Cresce l’industria del pomodoro nei mercati emergenti

Giugno 2014

Gaia Fiertler

MILANO – I consumi trainano l’industria del pomodoro, settore in forte crescita grazie a nuovi mercati di sbocco, come il Brasile, la Russia, l’India, l’Iran e il Sud-est asiatico, dove non c’è una tradizione delle conserve di pomodoro, ma iniziano a farne uso, con il Giappone in testa.

E se la Cina consuma ‘solo’ 300 grammi a testa all’anno, con il suo miliardo e mezzo di abitanti è il quarto Paese consumatore e, in una logica di incremento, potrebbe diventare importatore. Il Paese asiatico ha già raggiunto 3,8 milioni di tonnellate di prodotto, subito dietro i 4 milioni italiani nel 2013.
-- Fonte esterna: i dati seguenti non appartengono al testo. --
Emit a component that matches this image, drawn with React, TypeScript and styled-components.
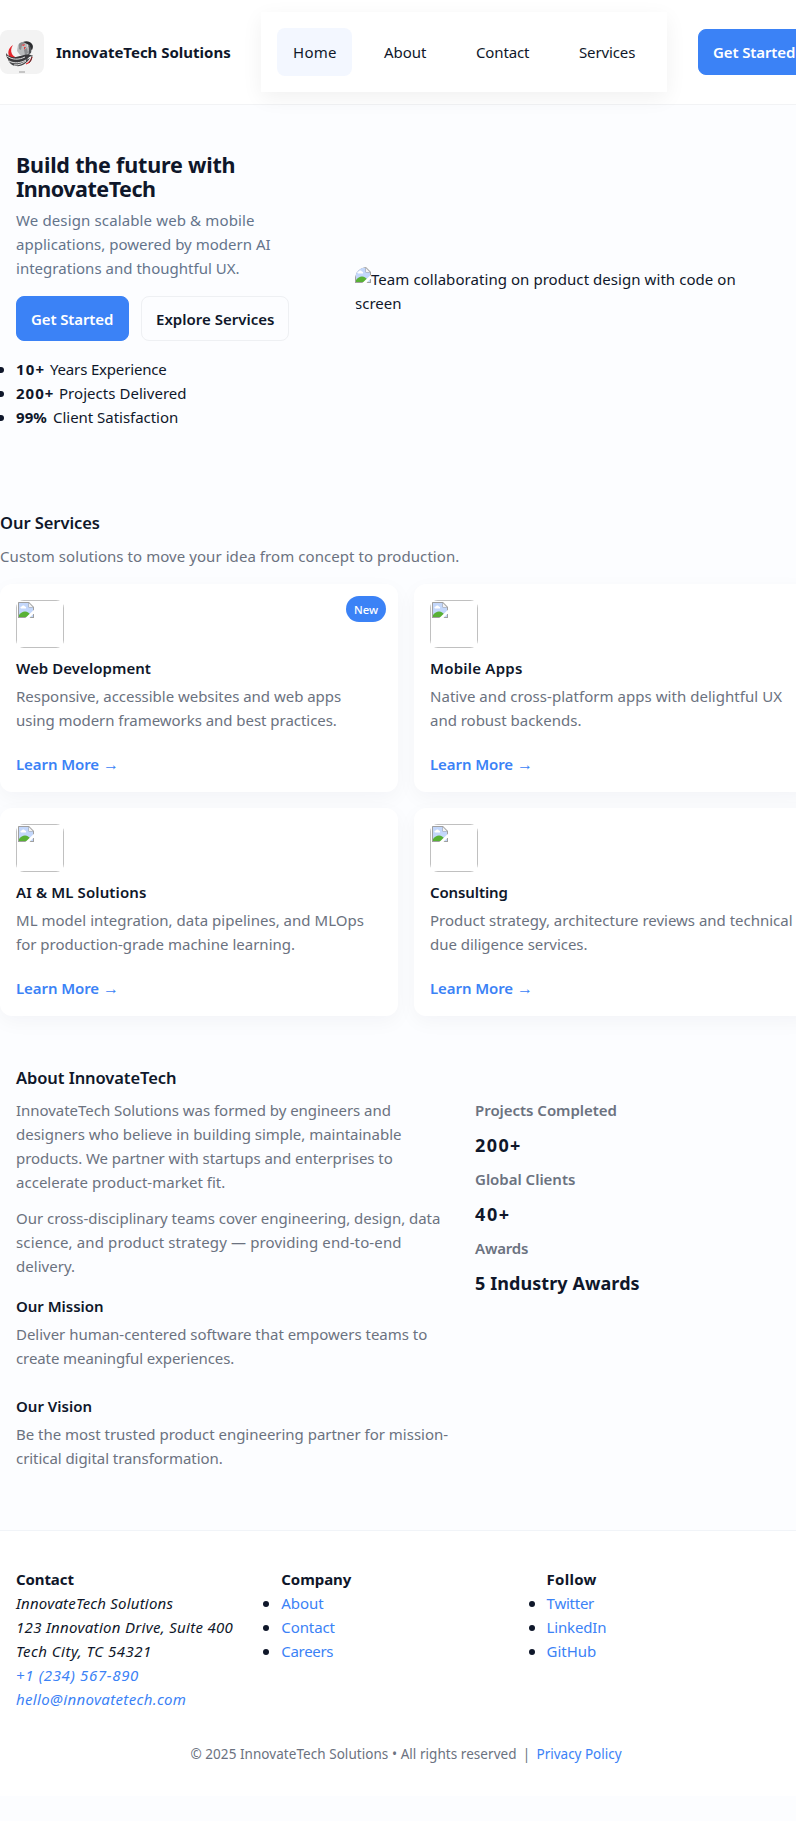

Aleggia questo ottimismo alla vigilia del World Processing Tomato Congress, presentato a Milano nei giorni scorsi, che si svolgerà dall’8 all’11 giugno a Sirmione, sul Lago di Garda, a pochi mesi dall’Expo.

“I consumi aumentano del 2,5% all’anno e i nuovi mercati di consumo sono bacini dal potenziale enorme”, afferma Guido Conforti, responsabile politiche di filiera di Aiipa – Associazione italiana industrie prodotti alimentari, che ospita il congresso insieme con Confcooperative-Fedagri.
Anche la produzione mondiale, che ha avuto una decrescita negli ultimi anni passando dai 42,3 milioni di tonnellate del 2009 ai 33,2 milioni del 2013, quest’anno dovrebbe attestarsi sui 38 milioni. Il futuro dell’industria di trasformazione del pomodoro, accanto ai temi della sostenibilità ambientale, sociale ed economica, sarà discusso all’appuntamento mondiale che torna in Italia dopo 20 anni (Sorrento 1993) e dopo l’edizione cinese di due anni fa.

L’Italia riveste un ruolo primario nel settore, in quanto secondo produttore e trasformatore mondiale (12,5%), preceduto dalla California con i suoi imbattibili 12,2 milioni (38%) e tallonato dalla Cina.
Nella classifica mondiale seguono la Turchia, la Spagna, l’Iran, il Brasile e il Portogallo.

Dopo un annus horribilis a causa di una primavera-estate piovosa, le previsioni per quest’anno sono di ripresa a doppia cifra per il Belpaese, con un +20% della produzione (4,8 milioni di tonnellate, secondo le stime di Amitom) su una superficie di 65- 67mila ettari (33mila piantine a ettaro), contro i 60 mila ettari dello scorso anno.

“L’incremento non è previsto solo per ettaro, ma anche per resa”, precisa Antonio Casana, vicepresidente Amitom, Association Méditerranèenne Internationale de la Tomate, organizzatore del congresso insieme con il World Processing Tomato Council. La principale area produttiva è l’Emilia Romagna con il 35% del terreno coltivato, seguita dalla Puglia con il 33%, dalla Lombardia con il 10% e dalla Campania con il 5%. La produzione è equamente divisa fra Nord e Centro-Sud. Al Nord è presente il distretto del pomodoro da industria – Nord Italia, organizzazione interprofessionale costituita dai soggetti della filiera nelle Province di Parma, Piacenza, Ferrara, Cremona, Mantova, Lodi, Alessandria e Pavia. L’industria italiana legata alla prima trasformazione sfiora per fatturato i due miliardi di euro, che arrivano a 2,5 con le successive fasi per la produzione di polpe, passate condite e sughi pronti. Il 44% della produzione è per il consumo interno (35 chili procapite all’anno, contro i 5,4 chili a livello mondo) e il 56% è esportato in tutto il mondo. Sugli effetti della Pac, la nuova Politica agricola comune, i rappresentanti della filiera chiedono di giocare ad armi pari con i competitor europei.

“Abbiamo chiesto al Ministro delle politiche agricole Maurizio Martina di uniformarci a Spagna e Portogallo, dove i governi hanno già deciso di destinare una parte residuale del budget destinato alla salvaguardia delle filiere proprio alla produzione del pomodoro. Parliamo di 20-25 milioni di euro”, precisa Casana di Amitom.